Une police et une justice démunies
D'autant qu'elles ne sont pas outillées pour la défendre. «L'unité dédiée à la cybercriminalité au sein de la police kényane n'existe que sur le papier», explique le rapport de l'APC. Mais en plus, la loi ne lui donne pas les moyens d'agir. Notamment parce qu'«il n'y a aucune mention du cyberharcèlement dans la loi kényane sur les nouvelles technologies».
Le Kenya, qui tente de changer la donne, n'est pas une exception en la matière. «La Grèce, les Pays-Bas et la Suède ont des lois, souvent contestées, sur le cyberharcèlement. La France et l'Angleterre ont implanté des dispositions législatives pour punir le porno de vengeance ("revenge porn"). Le gouvernement de la Nouvelle-Écosse a adopté le Cyber Safety Act, une autre loi contestée sur le porno de vengeance comme en Californie», soulignait Léa Clermont-Dion, doctorante en science politique à l’Université Laval spécialisée dans la cyberviolence, dans un article publié dans les colonnes journal canadien La Presse.

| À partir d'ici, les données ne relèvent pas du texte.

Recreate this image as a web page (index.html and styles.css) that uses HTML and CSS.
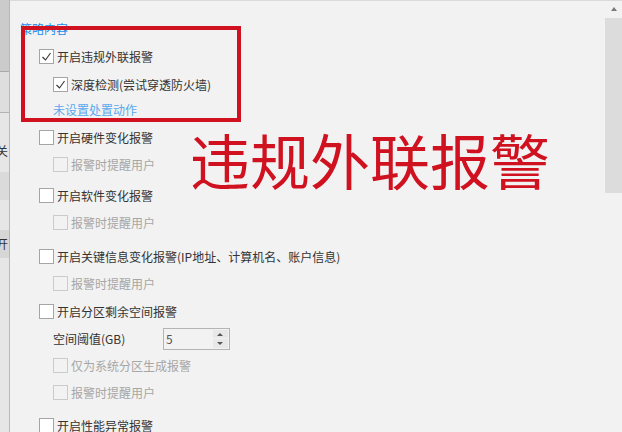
FILE: index.html
```html
<!DOCTYPE html>
<html lang="zh-CN">

<head>
    <meta charset="UTF-8">
    <meta name="viewport" content="width=device-width, initial-scale=1.0">
    <title>策略内容</title>
    <link rel="stylesheet" href="styles.css">
</head>

<body>
    <div class="app">
        <div class="side">
            <div class="side-a"></div>
            <div class="side-b"></div>
            <div class="side-c"><span>关</span></div>
            <div class="side-d"></div>
            <div class="side-e"></div>
            <div class="side-f"><span>开</span></div>
        </div>

        <div class="main">
            <div class="topbar"></div>
            <div class="body">
                <div class="content">
                    <div class="title">策略内容</div>

                    <div class="row r1">
                        <span class="box checked"><svg viewBox="0 0 13 13"><polyline points="2.5,7 5.5,10 10.5,3" /></svg></span>
                        <span class="label">开启违规外联报警</span>
                    </div>
                    <div class="row sub r2">
                        <span class="box checked"><svg viewBox="0 0 13 13"><polyline points="2.5,7 5.5,10 10.5,3" /></svg></span>
                        <span class="label">深度检测(尝试穿透防火墙)</span>
                    </div>
                    <div class="row sub link-row">
                        <a class="link">未设置处置动作</a>
                    </div>

                    <div class="row g-start">
                        <span class="box"></span>
                        <span class="label">开启硬件变化报警</span>
                    </div>
                    <div class="row sub off">
                        <span class="box"></span>
                        <span class="label">报警时提醒用户</span>
                    </div>

                    <div class="row g-start g3">
                        <span class="box"></span>
                        <span class="label">开启软件变化报警</span>
                    </div>
                    <div class="row sub off">
                        <span class="box"></span>
                        <span class="label">报警时提醒用户</span>
                    </div>

                    <div class="row g-start g5">
                        <span class="box"></span>
                        <span class="label">开启关键信息变化报警(IP地址、计算机名、账户信息)</span>
                    </div>
                    <div class="row sub off">
                        <span class="box"></span>
                        <span class="label">报警时提醒用户</span>
                    </div>

                    <div class="row g-start">
                        <span class="box"></span>
                        <span class="label">开启分区剩余空间报警</span>
                    </div>
                    <div class="row sub field">
                        <span class="field-label">空间阈值(GB)</span>
                        <div class="spin">
                            <span class="spin-val">5</span>
                            <div class="spin-btns">
                                <span class="spin-up"></span>
                                <span class="spin-down"></span>
                            </div>
                        </div>
                    </div>
                    <div class="row sub off">
                        <span class="box"></span>
                        <span class="label">仅为系统分区生成报警</span>
                    </div>
                    <div class="row sub off">
                        <span class="box"></span>
                        <span class="label">报警时提醒用户</span>
                    </div>

                    <div class="row g-start g4">
                        <span class="box"></span>
                        <span class="label">开启性能异常报警</span>
                    </div>
                </div>

                <div class="scrollbar">
                    <span class="arrow-up"></span>
                    <div class="thumb"></div>
                </div>
            </div>
        </div>
    </div>

    <!-- 标注 -->
    <div class="mark-box"></div>
    <div class="mark-text">违规外联报警</div>
</body>

</html>
```

FILE: styles.css
```css
html,
body {
    padding: 0;
    margin: 0;
}

body {
    width: 622px;
    height: 432px;
    overflow: hidden;
    background: #f2f2f2;
    font-family: "Noto Sans CJK SC", "Noto Sans", sans-serif;
    font-size: 12px;
    color: #333;
}

.app {
    display: flex;
    height: 432px;
}

/* 左侧背后窗口 */
.side {
    width: 9px;
    border-right: 1px solid #b8b8b8;
    background: #e6e6e6;
    overflow: hidden;
    display: flex;
    flex-direction: column;
}

.side-a { height: 71px; background: #cbcbcb; border-bottom: 1px solid #a9a9a9; }
.side-b { height: 40px; background: #dedede; border-bottom: 1px solid #b2b2b2; }
.side-c { height: 59px; }
.side-d { height: 28px; background: #dadada; }
.side-e { height: 30px; }
.side-f { height: 28px; background: #d6d6d6; }

.side span {
    display: block;
    margin-left: -4px;
    line-height: 28px;
    font-size: 12px;
    color: #333;
}

.side-c span {
    margin-top: 28px;
    line-height: 20px;
}

.main {
    flex: 1;
    display: flex;
    flex-direction: column;
}

.topbar {
    height: 7px;
    background: #f8f8f8;
    border-bottom: 1px solid #dadada;
}

.body {
    flex: 1;
    display: flex;
}

.content {
    flex: 1;
    padding-left: 10px;
    padding-top: 20px;
}

.title {
    height: 16px;
    line-height: 16px;
    color: #1a8cec;
}

.row {
    display: flex;
    align-items: center;
    height: 27px;
    padding-left: 19px;
    white-space: nowrap;
}

.r1 {
    margin-top: 6px;
}

.r2 {
    margin-top: 1px;
}

.link-row {
    margin-top: -2px;
}

.sub {
    padding-left: 33px;
}

.g-start {
    margin-top: 1px;
}

.g3 {
    margin-top: 4px;
}

.g4 {
    margin-top: 6px;
}

.g5 {
    margin-top: 7px;
}

.box {
    box-sizing: border-box;
    width: 15px;
    height: 15px;
    border: 1px solid #a5a5a5;
    background: #fff;
    display: flex;
    align-items: center;
    justify-content: center;
    flex-shrink: 0;
}

.box svg {
    width: 13px;
    height: 13px;
}

.box polyline {
    fill: none;
    stroke: #333;
    stroke-width: 1.1;
}

.label {
    margin-left: 3px;
}

.off .box {
    border-color: #cbcbcb;
    background: #f2f2f2;
}

.off .label {
    color: #a6a6a6;
}

.link {
    color: #58a8ee;
    cursor: pointer;
}

.field-label {
    width: 110px;
}

.spin {
    box-sizing: border-box;
    width: 67px;
    height: 22px;
    border: 1px solid #b4b4b4;
    display: flex;
    align-items: center;
    padding-left: 2px;
}

.spin-val {
    flex: 1;
    color: #555;
    font-size: 12px;
}

.spin-btns {
    width: 15px;
    height: 18px;
    margin-right: 1px;
    display: flex;
    flex-direction: column;
    gap: 1px;
}

.spin-up,
.spin-down {
    flex: 1;
    background: #e8e8e8;
    position: relative;
}

.spin-up::after,
.spin-down::after {
    content: "";
    position: absolute;
    left: 4px;
    top: 3px;
    border-left: 3px solid transparent;
    border-right: 3px solid transparent;
}

.spin-up::after {
    border-bottom: 3px solid #555;
}

.spin-down::after {
    border-top: 3px solid #555;
}

/* 滚动条 */
.scrollbar {
    width: 17px;
    display: flex;
    flex-direction: column;
    align-items: center;
}

.arrow-up {
    margin-top: 6px;
    width: 0;
    height: 0;
    border-left: 3px solid transparent;
    border-right: 3px solid transparent;
    border-bottom: 4px solid #7a7a7a;
}

.thumb {
    margin-top: 7px;
    width: 17px;
    height: 175px;
    background: #dcdcdc;
}

/* 红色标注 */
.mark-box {
    position: absolute;
    left: 21px;
    top: 26px;
    width: 212px;
    height: 88px;
    border: 4px solid #d0111f;
}

.mark-text {
    position: absolute;
    left: 190px;
    top: 129px;
    font-size: 60px;
    line-height: 60px;
    color: #d0111f;
    white-space: nowrap;
}
```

«Quand le recours à la loi n'est pas une option et que l'agresseur est anonyme, ou connu, tenter de se faire justice à travers les médias sociaux, comme Twitter, YouTube et Facebook, est toujours envisageable, mais bien souvent très peu efficace. Facebook ne reconnaît d'ailleurs pas la violence sexospécifique et ne censure pas les discours haineux envers les femmes».
En attendant, les réseaux sociaux permettent de relayer des messages. Pour tenter de lutter contre la cyberviolence au Kenya, un mot-dièse #MakeItSafe a été lancé à l'occassion de la journée internationale de la femme, célébrée le 8 mars, pour attirer l'attention de tous les acteurs sur la nécessité de faire de la Toile un lieu où les femmes se sentent en sécurité.